With a series of public forums and meetings, Fort Dodge Community School District board members and administrators hope to convince voters to renew and support an increase in the Physical Plant and Equipment Levy in a special election Tuesday.
The school district is asking voters to renew its 67-cent levy for another 10-year term and also increase the levy by another 67-cents. With a board-approved 33-cents, this will give the district the maximum $1.67 levy from 2014 to 2024.
A special election measure in December to renew and raise the PPEL was defeated 726-584. With 18,882 registered voters in the school district, according to the Webster County Auditor's Office, only 7 percent voted. The FDCSD board does not feel the vote represents the true opinion of the district.
In garnering support for the measure, district board members and administrators are responding to criticisms and misinformation about the PPEL.
Even though a levy increase is being requested, taxes have still been lowered overall for Fort Dodge residents by the district.
"Your school board and school district has lowered taxes by almost $2," Doug Van Zyl, FDCSD superintendent, said. "As a district they've made a very conscious effort to reduce their tax-asking of the community. This is the lowest rate your taxes have been in Fort Dodge for the last five years, by almost $2 per month."
Even with the increase, taxes will still be lower, according to Stuart Cochrane, FDCSD board president.
"If this levy is voter-approved, we will still be $1.34 cents below our tax-asking for the last five years," he said. "Your taxes are being lowered by $1.34 if this is approved."
The district does not have "unlimited dollars" and did not access a surplus to construct its new middle school.
"The middle school is a fantastic investment of, not your tax dollars, mind you, but sales tax," Cochrane said. "We didn't go to the property tax payers and ask them for money. We could have. One cent of your state sales tax is being allocated so we can do things like build projects. We allocated those dollars until the year 2030. We spent our sales tax dollars to build that new middle schools."
The maximum levy the board can request is $1.67. It is set for a 10-year term. The board cannot ask for more PPEL funds next year.
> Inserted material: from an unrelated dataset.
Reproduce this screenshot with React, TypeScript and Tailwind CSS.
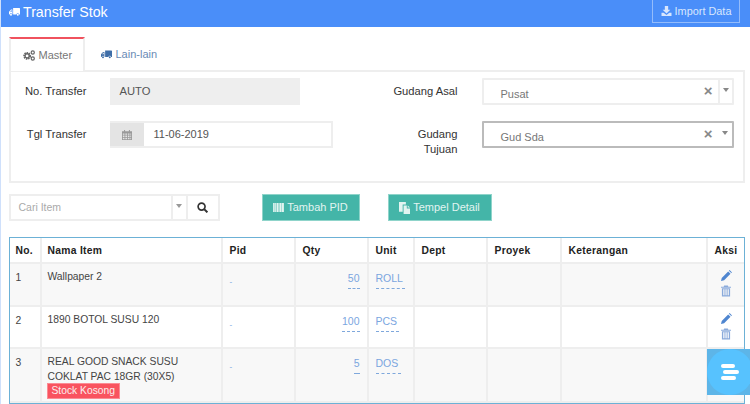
import { Fragment } from "react";

const font = "font-['Liberation_Sans',Arial,sans-serif]";

function Truck({ className }: { className?: string }) {
  return (
    <svg viewBox="0 0 16 12" className={className} fill="currentColor">
      <path d="M6 0h9a1 1 0 0 1 1 1v8.500h-1.300a2 2 0 0 0-3.900 0H6.200a2 2 0 0 0-.2-.6z" />
      <path d="M5 2.500H3L.6 5 0 6v3.500h.9a2 2 0 0 1 3.900 0h.2V9zM1.600 5.600 3.400 3.600H4v2z" />
      <circle cx="2.900" cy="10" r="1.400" />
      <circle cx="12.800" cy="10" r="1.400" />
    </svg>
  );
}

function Cogs({ className }: { className?: string }) {
  return (
    <svg viewBox="0 0 16 14" className={className} fill="none" stroke="currentColor">
      <circle cx="5.500" cy="7.500" r="3.800" strokeWidth="2.800" strokeDasharray="1.800 1" />
      <circle cx="5.500" cy="7.500" r="2.800" strokeWidth="1.800" />
      <circle cx="13" cy="3" r="2.100" strokeWidth="1.600" />
      <circle cx="13" cy="11" r="2.100" strokeWidth="1.600" />
    </svg>
  );
}

function Calendar({ className }: { className?: string }) {
  return (
    <svg viewBox="0 0 12 12" className={className} fill="currentColor">
      <path d="M0 1.500h2.500V0h1.200v1.500h4.600V0h1.200v1.500H12V12H0z" />
      <path
        d="M1 4.200h2v1.600H1zM4 4.200h2v1.600H4zM7 4.200h2v1.600H7zM10 4.200h1v1.600h-1zM1 6.700h2v1.600H1zM4 6.700h2v1.600H4zM7 6.700h2v1.600H7zM10 6.700h1v1.600h-1zM1 9.200h2v1.800H1zM4 9.200h2v1.800H4zM7 9.200h2v1.800H7zM10 9.200h1v1.800h-1z"
        fill="#e4e4e4"
      />
    </svg>
  );
}

function Download({ className }: { className?: string }) {
  return (
    <svg viewBox="0 0 12 12" className={className} fill="currentColor">
      <path d="M4 0h4v4.500h2.600L6 9 1.400 4.500H4z" />
      <path d="M0 8h2.600L6 10.800 9.400 8H12v4H0z" />
    </svg>
  );
}

function Search({ className }: { className?: string }) {
  return (
    <svg viewBox="0 0 12 12" className={className} fill="none" stroke="currentColor" strokeWidth="1.800">
      <circle cx="5" cy="5" r="3.800" />
      <path d="M7.800 7.800 11.300 11.300" strokeWidth="2.200" />
    </svg>
  );
}

function Barcode({ className }: { className?: string }) {
  return (
    <svg viewBox="0 0 12 10" className={className} fill="currentColor">
      <path d="M0 0h1.800v10H0zM2.300 0h1v10h-1zM3.800 0h1.800v10H3.800zM6 0h1v10H6zM7.400 0h1.800v10H7.400zM9.600 0H12v10H9.600z" />
    </svg>
  );
}

function Paste({ className }: { className?: string }) {
  return (
    <svg viewBox="0 0 12 13" className={className} fill="currentColor">
      <path d="M0 0h7.500v2.800H4v7.700H0z" />
      <path d="M5 3.800h3.500V7H12v6H5zM9.500 3.800 12 6H9.500z" />
    </svg>
  );
}

function Pencil({ className }: { className?: string }) {
  return (
    <svg viewBox="0 0 12 12" className={className} fill="currentColor">
      <path d="M0 12l.8-3.400L7.800 1.600l2.600 2.600-7 7zM8.600.8 9.400 0 12 2.600l-.8.800z" />
    </svg>
  );
}

function Trash({ className }: { className?: string }) {
  return (
    <svg viewBox="0 0 11 12" className={className} fill="currentColor">
      <path d="M3.500 0h4l.6 1.300H11v1H0v-1h2.900z" />
      <path fillRule="evenodd" d="M1 3h9v9H1zM2.500 4.200v6.600h1.300V4.200zM4.900 4.200v6.600h1.300V4.200zM7.300 4.200v6.600h1.300V4.200z" />
    </svg>
  );
}

function Editable({ value, width }: { value: string; width?: string }) {
  return (
    <span className={`inline-block border-b border-dashed border-[#7fa8dc] pb-[3px] text-[10.500px] leading-[14px] text-[#7ba6df] ${width ?? ""}`}>
      {value}
    </span>
  );
}

const colWidths = "grid-cols-[32px_181px_73px_73px_46px_73px_74px_146px_37px]";
const cell = "border-r-2 border-[#eeeeee] px-[7px] last:border-r-0";

function Row({
  no,
  name,
  qty,
  unit,
  unitWidth,
  striped,
  height,
  tag,
  actions,
}: {
  no: string;
  name: string[];
  qty: string;
  unit: string;
  unitWidth: string;
  striped: boolean;
  height: string;
  tag?: boolean;
  actions?: boolean;
}) {
  return (
    <div className={`grid ${colWidths} border-b-2 border-[#eeeeee] ${striped ? "bg-[#f8f8f8]" : "bg-white"} ${height} text-[10.300px] text-[#444444]`}>
      <div className={`${cell} pl-[6px] pt-[6px]`}>{no}</div>
      <div className={`${cell} pl-[6px] pt-[6px] leading-[14px]`}>
        {name.map((n) => (
          <div key={n} className="mb-[0.500px]">
            {n}
          </div>
        ))}
        {tag && (
          <span className="-mt-[1px] -ml-[1px] inline-block border border-[#fb8c94] bg-[#f9535f] px-[4px] text-[10.300px] leading-[14px] text-[#fbeeee]">
            Stock Kosong
          </span>
        )}
      </div>
      <div className={`${cell} pt-[12px] text-[8px] leading-[12px] text-[#6b9ce0]`}>-</div>
      <div className={`${cell} pt-[7px] text-right`}>
        <Editable value={qty} />
      </div>
      <div className={`${cell} pt-[7px]`}>
        <Editable value={unit} width={unitWidth} />
      </div>
      <div className={cell} />
      <div className={cell} />
      <div className={cell} />
      <div className="flex flex-col items-center pt-[6px]">
        {actions && (
          <Fragment>
            <Pencil className="h-[11px] w-[11px] text-[#4f86d0]" />
            <Trash className="mt-[3.500px] h-[12px] w-[10px] text-[#8aaadb]" />
          </Fragment>
        )}
      </div>
    </div>
  );
}

function Select({ value, focused, sep }: { value: string; focused?: boolean; sep?: boolean }) {
  return (
    <div className={`flex h-[27px] w-[252px] items-center rounded-[1px] border-2 ${focused ? "border-[#bbbbbb]" : "border-[#eeeeee]"} bg-white`}>
      <span className="ml-[17px] mt-[6px] flex-1 text-[11px] text-[#777777]">{value}</span>
      <span className="mr-[5px] -mt-[2px] text-[15px] leading-none font-bold text-[#888888]">×</span>
      <div className={`flex h-full w-[14px] justify-center pt-[8px] ${sep ? "border-l-2 border-[#eeeeee]" : ""}`}>
        <div className="h-0 w-0 border-x-[3px] border-t-[4px] border-x-transparent border-t-[#888888]" />
      </div>
    </div>
  );
}

export default function App() {
  return (
    <div className={`${font} relative h-[404px] w-[750px] overflow-hidden border-l-[1.500px] border-[#cfe0fb] bg-white`}>
      <header className="flex h-[27px] items-start justify-between bg-[#4a8ef9] pl-[8px] pr-[10px]">
        <div className="mt-[1.500px] flex items-center gap-[3px] text-white">
          <Truck className="mt-[1px] h-[10px] w-[11px]" />
          <span className="text-[14.200px] leading-[20px]">Transfer Stok</span>
        </div>
        <button className="flex h-[23px] w-[88px] items-center justify-center gap-[3px] border border-t-0 border-[#94bcfb] text-[10.900px] text-[#d8e6fd]">
          <Download className="h-[10px] w-[11px]" />
          Import Data
        </button>
      </header>

      <div className="pl-[7.500px] pr-[5px]">
        <div className="flex h-[43px] items-end pt-[9px]">
          <div className="z-10 -mb-[1px] flex h-[34px] w-[76px] items-center gap-[4px] border-x-2 border-t-2 border-[#eeeeee] border-t-[#f0525e] bg-white pl-[12px] text-[11px] text-[#777777]">
            <Cogs className="h-[11px] w-[12px] text-[#666666]" />
            Master
          </div>
          <div className="flex h-[34px] items-center gap-[4px] pt-[2px] pl-[16px] text-[11px] text-[#6a8bb5]">
            <Truck className="h-[9px] w-[11px] text-[#3f6ea8]" />
            Lain-lain
          </div>
        </div>

        <section className="flex h-[113px] border-2 border-[#eeeeee] pt-[6px]">
          <div className="w-[386px]">
            <div className="flex h-[27px] items-center">
              <span className="w-[76px] whitespace-nowrap text-right text-[11.200px] text-[#333333]">No. Transfer</span>
              <div className="ml-[23px] flex h-[27px] w-[190px] items-center bg-[#eeeeee] pl-[10px] text-[11.200px] text-[#555555]">AUTO</div>
            </div>
            <div className="mt-[16px] flex h-[27px] items-center">
              <span className="w-[76px] whitespace-nowrap text-right text-[11.200px] text-[#333333]">Tgl Transfer</span>
              <div className="ml-[23px] flex h-[27px] w-[223px] items-stretch border-2 border-l-0 border-[#eeeeee]">
                <div className="flex w-[34px] items-center justify-center bg-[#e4e4e4]">
                  <Calendar className="h-[10px] w-[10px] text-[#999999]" />
                </div>
                <div className="flex items-center pl-[10px] text-[11px] text-[#555555]">11-06-2019</div>
              </div>
            </div>
          </div>
          <div className="flex flex-col">
            <div className="flex h-[27px] items-center">
              <span className="flex w-[61px] justify-end whitespace-nowrap text-[11.200px] text-[#333333]">Gudang Asal</span>
              <div className="ml-[24px]">
                <Select value="Pusat" sep />
              </div>
            </div>
            <div className="mt-[16px] flex items-start">
              <span className="w-[61px] pt-[6px] text-right text-[11.200px] leading-[15px] text-[#333333]">
                Gudang
                <br />
                Tujuan
              </span>
              <div className="ml-[24px]">
                <Select value="Gud Sda" focused />
              </div>
            </div>
          </div>
        </section>

        <div className="mt-[11px] flex h-[27px] items-center">
          <div className="flex h-[27px] w-[211px] border-2 border-[#eeeeee]">
            <div className="flex flex-1 items-center pl-[8px] text-[10.500px] text-[#aaaaaa]">Cari Item</div>
            <div className="flex w-[15px] justify-center border-l-2 border-[#eeeeee] pt-[8px]">
              <div className="h-0 w-0 border-x-[3px] border-t-[4px] border-x-transparent border-t-[#999999]" />
            </div>
            <div className="flex w-[32px] items-center justify-center border-l-2 border-[#eeeeee]">
              <Search className="h-[11px] w-[11px] text-[#333333]" />
            </div>
          </div>
          <button className="ml-[42px] flex h-[27px] w-[98px] items-center justify-center gap-[3px] border border-[#8fd4ca] bg-[#44b5a8] text-[11px] text-[#e2f4f1]">
            <Barcode className="h-[9px] w-[11px]" />
            Tambah PID
          </button>
          <button className="ml-[28px] flex h-[27px] w-[104px] items-center justify-center gap-[3px] border border-[#8fd4ca] bg-[#44b5a8] text-[11px] text-[#e2f4f1]">
            <Paste className="h-[12px] w-[11px]" />
            Tempel Detail
          </button>
        </div>

        <div className="mt-[16px] h-[167px] border border-[#6cb1d6]">
          <div className={`grid ${colWidths} h-[26px] border-b-2 border-[#eeeeee] bg-white text-[10.300px] font-bold tracking-[0.300px] text-[#222222]`}>
            {["No.", "Nama Item", "Pid", "Qty", "Unit", "Dept", "Proyek", "Keterangan", "Aksi"].map((h, i) => (
              <div key={h} className={`${cell} ${i < 2 ? "pl-[6px]" : ""} flex items-center pt-[2px]`}>
                {h}
              </div>
            ))}
          </div>
          <Row no="1" name={["Wallpaper 2"]} qty="50" unit="ROLL" unitWidth="w-[29px]" striped height="h-[43px]" actions />
          <Row no="2" name={["1890 BOTOL SUSU 120"]} qty="100" unit="PCS" unitWidth="w-[23px]" striped={false} height="h-[42px]" actions />
          <Row
            no="3"
            name={["REAL GOOD SNACK SUSU", "COKLAT PAC 18GR (30X5)"]}
            qty="5"
            unit="DOS"
            unitWidth="w-[25px]"
            striped
            height="h-[54px]"
            tag
          />
        </div>
      </div>

      <div className="absolute right-0 top-[349px] h-[46px] w-[43px] bg-[#5db5e8]">
        <div className="flex h-[46px] w-[46px] flex-col items-start justify-center gap-[2px] rounded-full bg-[#57c2fe] pl-[14px]">
          <div className="h-[4px] w-[14px] rounded-full bg-white" />
          <div className="ml-[2px] h-[4px] w-[16px] rounded-full bg-white" />
          <div className="h-[4px] w-[15px] rounded-full bg-white" />
        </div>
      </div>
    </div>
  );
}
"We, at the school district, take a look at other school districts, and for a school in our conference, we're the only school district besides Mason city that is not at the maximum amount," Van Zyl said. "And the reason why they're not at the maximum levy is, if you take a look at their property, they have much more assessed value in property than we do here in Fort Dodge. So they can use a lower rate to generate just as much money."
It is illegal for PPEL funds to be used for anything other than maintenance, transportation and technology. It cannot be used for teachers, programs or construction.
"We don't have a choice," Cochrane said. "The state is very specific about what you can spend PPEL dollars on. Very specifically, bricks and mortar. It's not going to go into anything else."
The current PPEL, which has been in place for two 10-year terms, generates about $890,000 annually for the district. The district has $4 million in repair needs yearly, and has had to prioritize its spending.
The district is also asking for an increase because of rising costs.
"We've had this tax levy rate for the last 20 to 25 years. And when we take a look at the dollars it generates over time, it really only generates about a 1 percent increase per year," Van Zyl said. "What happens to the cost of our expenditures as a school district? How much was diesel fuel 20 years ago compared to what it is now? How much was the cost of steel 20 years ago, to replace a roof or fix part of a building? We're only getting a 1 percent revenue increase, and all our other things are going at 3, 5 percent. You can see we can't do the same amount of fixings and repairs in our buildings that we used to do 10 years ago, and that causes us to get further and further behind."
The FDCSD board is not being greedy or trying to "double down" on its levy. According to Cochrane, requesting the maximum levy for this next 10-year term was "the responsible thing to do."
"We believe we need at least $1.5 million," he said. "We could have come back at $1, and we chose not to. We recognize that, yes, it is a 67-cent per thousand increase, but given the fact that we've lowered taxes over the last five years, we thought it was a reasonable request and a good use of those dollars."
If the PPEL is not renewed, the burden of necessary maintenance expenses will fall on the district's general fund.
"Eighty-one percent of our general fund is dedicated dollars to people, staff. Teachers and programs," Cochrane said. "Those are spoken-for dollars. If we have a $3.9 million strain on the general budget, the reality is only one thing is going to happen: we're going to have to cut programming and we will have to reduce staff. Because those repairs, we're still going to need to fix leaky roofs, we're still going to have to repair cracked sidewalks. That's still going to happen, unfortunately it will affect education."
Cochrane added, "These aren't our buildings. These are the community's buildings. Your parents, your grandparents, everybody else who for years has invested in this community and public education. We're asking for everybody else to do the same thing."
The current 10-year PPEL expires July 2014. A special election to renew and increase the levy will be held Tuesday.